With the slight upturn in the economy, agents are once again finding that home buyers are buying to renovate, and there seem to be more people renovating their existing homes.
This is according to Lanice Steward, managing director of Knight Frank Residential SA, who says the question to ask, however, when looking at the updated local Cape Town building (2011) and zoning regulations (2013), is what are the implications of buying to renovate?
She says in some cases, buyers are demolishing the existing home on the property to build two units, which is now allowed, but the effects of doing this need to be checked thoroughly before embarking on a project like this.
“One of the implications is the changing of the character of an area. This is evident in the area around Cavendish Square, for instance, where more and more properties now have duplexes and semi-detached homes being built on them, replacing the single family residences that were there. This has impacted on the character of the area, and it now is a mix of old and new.”
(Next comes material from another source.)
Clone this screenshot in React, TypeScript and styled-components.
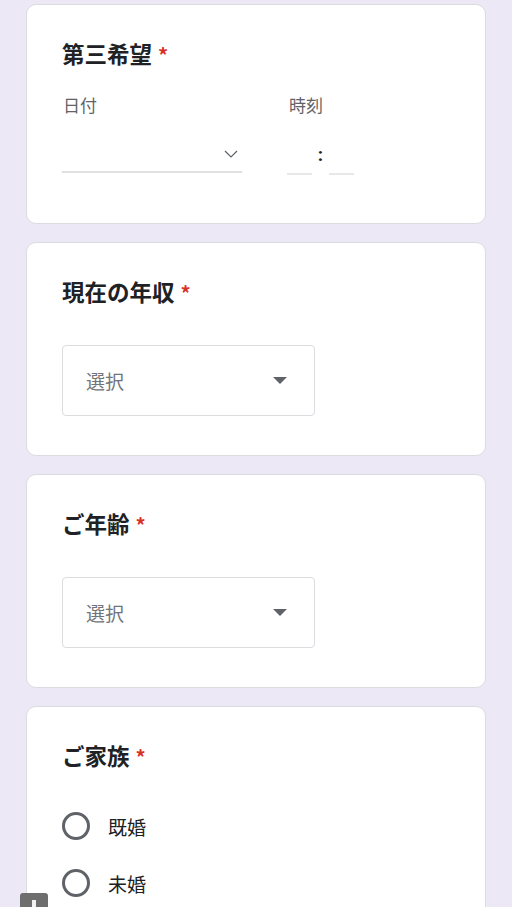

While densification does fit in with the City of Cape Town’s need to remedy the shortage of housing, this should be done with sensitivity and thought to the look and feel of the renovation, says Steward.
If you are buying to renovate, the most important thing to remember is that the money spent on the renovations must add value to the completed home, she says.
Frequently, many badly thought out renovations are carried out, where costly changes have been made but when the owner comes to selling and is looking to cover the costs of the upgrades, he finds that he doesn’t have the right value add, she says.
For example, if a buyer is considering building rooms such as a sewing room or craft room off the main bedroom (which is a personal and unique use area), he should consider putting this room in a central position so that it can be used in an alternative way by future home buyers later on.
Another example is when a home that was once a four bedroom family house is converted into a two bedroom home because the owners want larger proportions and, perhaps dressing rooms in the bedrooms. If this is to be done, it should be with thought to how the new buyer might be able to turn it back into a four bedroom house, without too much cost or complication, she says.
There is, too, a modern trend to create air-conditioned wine rooms that are features and placed in prominent places of the home. The placement of these needs careful thought because many have been built in such a way that they block off sections of living rooms or part of the entrance hall, which impedes the natural flow of the house.
“What needs to be remembered is that trends come and go, and anything built on or added to a home might not be appreciated by future buyers. Make sure the value of the renovation is in proportion with the value of the property.”